--- BEGIN ---

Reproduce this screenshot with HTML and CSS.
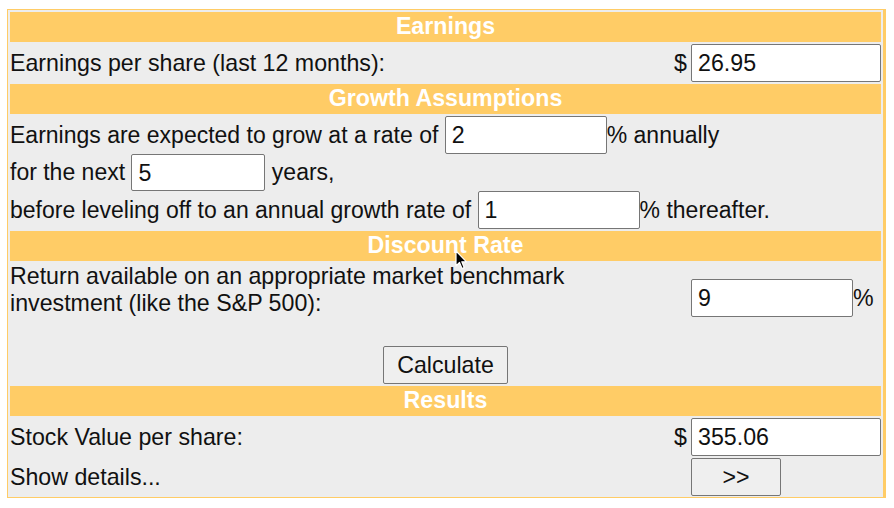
FILE: index.html
```html
<!DOCTYPE html>
<html>
<head>
<meta charset="utf-8">
<title>Stock Value Calculator</title>
<link rel="stylesheet" href="styles.css">
</head>
<body>
<div class="calc">
  <div class="hdr">Earnings</div>
  <div class="lbl">Earnings per share (last 12 months):</div>
  <div class="unit">$</div>
  <div class="val"><input class="field wide" type="text" value="26.95"></div>

  <div class="hdr">Growth Assumptions</div>
  <div class="full growth">
    <div class="line l1">Earnings are expected to grow at a rate of&nbsp;<input class="field mid" type="text" value="2">% annually</div>
    <div class="line l2">for the next&nbsp;<input class="field short" type="text" value="5">&nbsp;years,</div>
    <div class="line l3">before leveling off to an annual growth rate of&nbsp;<input class="field mid" type="text" value="1">% thereafter.</div>
  </div>

  <div class="hdr">Discount Rate</div>
  <div class="lbl discount">Return available on an appropriate market benchmark<br>investment (like the S&amp;P 500):</div>
  <div class="unit"></div>
  <div class="val"><input class="field mid" type="text" value="9">%</div>

  <div class="full action"><button class="btn calc-btn" type="button">Calculate</button></div>

  <div class="hdr">Results</div>
  <div class="lbl">Stock Value per share:</div>
  <div class="unit">$</div>
  <div class="val"><input class="field wide" type="text" value="355.06"></div>

  <div class="lbl">Show details...</div>
  <div class="unit"></div>
  <div class="val"><button class="btn more-btn" type="button">&gt;&gt;</button></div>

  <svg class="pointer" width="13" height="20" viewBox="0 0 13 20" aria-hidden="true">
    <path d="M1 1 L1 16 L4.5 12.5 L7 18.5 L9.2 17.6 L6.8 11.8 L11.5 11.8 Z" fill="#000" stroke="#fff" stroke-width="1.2" stroke-linejoin="round"/>
  </svg>
</div>
</body>
</html>
```

FILE: styles.css
```css
html, body {
  margin: 0;
  padding: 0;
  background: #fff;
}

body {
  padding: 9px 0 0 7px;
  font-family: "Liberation Sans", Arial, sans-serif;
  font-size: 23.2px;
  color: #111;
}

.calc {
  position: relative;
  width: 871px;
  padding: 2px 2px 1px 2px;
  background: #ededed;
  border: 1px solid #ffcc66;
  border-right-width: 3px;
  display: grid;
  grid-template-columns: 1fr 18px 190px;
  column-gap: 2px;
  row-gap: 2px;
}

.hdr {
  grid-column: 1 / -1;
  height: 30px;
  background: #ffcc66;
  color: #fff;
  font-weight: bold;
  text-align: center;
  line-height: 29px;
}

.full {
  grid-column: 1 / -1;
}

.lbl {
  display: flex;
  align-items: center;
  min-height: 38px;
}

.unit {
  display: flex;
  align-items: center;
  justify-content: flex-end;
  padding-right: 2px;
}

.val {
  display: flex;
  align-items: center;
}

.field {
  box-sizing: border-box;
  height: 38px;
  margin: 0;
  padding: 1px 6px 0;
  border: 1px solid #767676;
  border-radius: 2px;
  background: #fff;
  font-family: "Liberation Sans", Arial, sans-serif;
  font-size: 23.2px;
  color: #111;
}

.wide { width: 190px; }
.mid { width: 162px; }
.short { width: 134px; }

.growth {
  display: flex;
  flex-direction: column;
  font-size: 23px;
}

.line {
  display: flex;
  align-items: center;
  white-space: nowrap;
}

.l1 { height: 38px; }
.l2 { height: 37px; }
.l2 .field { height: 37px; }
.l3 { height: 38px; }

.discount {
  align-items: flex-start;
  height: 70px;
  line-height: 27px;
}

.action {
  display: flex;
  justify-content: center;
  padding-top: 11px;
}

.btn {
  box-sizing: border-box;
  height: 38px;
  margin: 0;
  border: 1px solid #767676;
  border-radius: 2px;
  background: #efefef;
  font-family: "Liberation Sans", Arial, sans-serif;
  font-size: 23.2px;
  color: #111;
}

.calc-btn { width: 125px; }
.more-btn { width: 90px; }

.pointer {
  position: absolute;
  left: 447px;
  top: 240px;
}
```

--- END ---

Brief:
Copy the data word for word. Pictures do not go in the copy.

Solution for this problem:
Reproduce this screenshot with HTML and CSS.
FILE: index.html
```html
<!DOCTYPE html>
<html>
<head>
<meta charset="utf-8">
<title>Stock Value Calculator</title>
<link rel="stylesheet" href="styles.css">
</head>
<body>
<div class="calc">
  <div class="hdr">Earnings</div>
  <div class="lbl">Earnings per share (last 12 months):</div>
  <div class="unit">$</div>
  <div class="val"><input class="field wide" type="text" value="26.95"></div>

  <div class="hdr">Growth Assumptions</div>
  <div class="full growth">
    <div class="line l1">Earnings are expected to grow at a rate of&nbsp;<input class="field mid" type="text" value="2">% annually</div>
    <div class="line l2">for the next&nbsp;<input class="field short" type="text" value="5">&nbsp;years,</div>
    <div class="line l3">before leveling off to an annual growth rate of&nbsp;<input class="field mid" type="text" value="1">% thereafter.</div>
  </div>

  <div class="hdr">Discount Rate</div>
  <div class="lbl discount">Return available on an appropriate market benchmark<br>investment (like the S&amp;P 500):</div>
  <div class="unit"></div>
  <div class="val"><input class="field mid" type="text" value="9">%</div>

  <div class="full action"><button class="btn calc-btn" type="button">Calculate</button></div>

  <div class="hdr">Results</div>
  <div class="lbl">Stock Value per share:</div>
  <div class="unit">$</div>
  <div class="val"><input class="field wide" type="text" value="355.06"></div>

  <div class="lbl">Show details...</div>
  <div class="unit"></div>
  <div class="val"><button class="btn more-btn" type="button">&gt;&gt;</button></div>

  <svg class="pointer" width="13" height="20" viewBox="0 0 13 20" aria-hidden="true">
    <path d="M1 1 L1 16 L4.5 12.5 L7 18.5 L9.2 17.6 L6.8 11.8 L11.5 11.8 Z" fill="#000" stroke="#fff" stroke-width="1.2" stroke-linejoin="round"/>
  </svg>
</div>
</body>
</html>
```

FILE: styles.css
```css
html, body {
  margin: 0;
  padding: 0;
  background: #fff;
}

body {
  padding: 9px 0 0 7px;
  font-family: "Liberation Sans", Arial, sans-serif;
  font-size: 23.2px;
  color: #111;
}

.calc {
  position: relative;
  width: 871px;
  padding: 2px 2px 1px 2px;
  background: #ededed;
  border: 1px solid #ffcc66;
  border-right-width: 3px;
  display: grid;
  grid-template-columns: 1fr 18px 190px;
  column-gap: 2px;
  row-gap: 2px;
}

.hdr {
  grid-column: 1 / -1;
  height: 30px;
  background: #ffcc66;
  color: #fff;
  font-weight: bold;
  text-align: center;
  line-height: 29px;
}

.full {
  grid-column: 1 / -1;
}

.lbl {
  display: flex;
  align-items: center;
  min-height: 38px;
}

.unit {
  display: flex;
  align-items: center;
  justify-content: flex-end;
  padding-right: 2px;
}

.val {
  display: flex;
  align-items: center;
}

.field {
  box-sizing: border-box;
  height: 38px;
  margin: 0;
  padding: 1px 6px 0;
  border: 1px solid #767676;
  border-radius: 2px;
  background: #fff;
  font-family: "Liberation Sans", Arial, sans-serif;
  font-size: 23.2px;
  color: #111;
}

.wide { width: 190px; }
.mid { width: 162px; }
.short { width: 134px; }

.growth {
  display: flex;
  flex-direction: column;
  font-size: 23px;
}

.line {
  display: flex;
  align-items: center;
  white-space: nowrap;
}

.l1 { height: 38px; }
.l2 { height: 37px; }
.l2 .field { height: 37px; }
.l3 { height: 38px; }

.discount {
  align-items: flex-start;
  height: 70px;
  line-height: 27px;
}

.action {
  display: flex;
  justify-content: center;
  padding-top: 11px;
}

.btn {
  box-sizing: border-box;
  height: 38px;
  margin: 0;
  border: 1px solid #767676;
  border-radius: 2px;
  background: #efefef;
  font-family: "Liberation Sans", Arial, sans-serif;
  font-size: 23.2px;
  color: #111;
}

.calc-btn { width: 125px; }
.more-btn { width: 90px; }

.pointer {
  position: absolute;
  left: 447px;
  top: 240px;
}
```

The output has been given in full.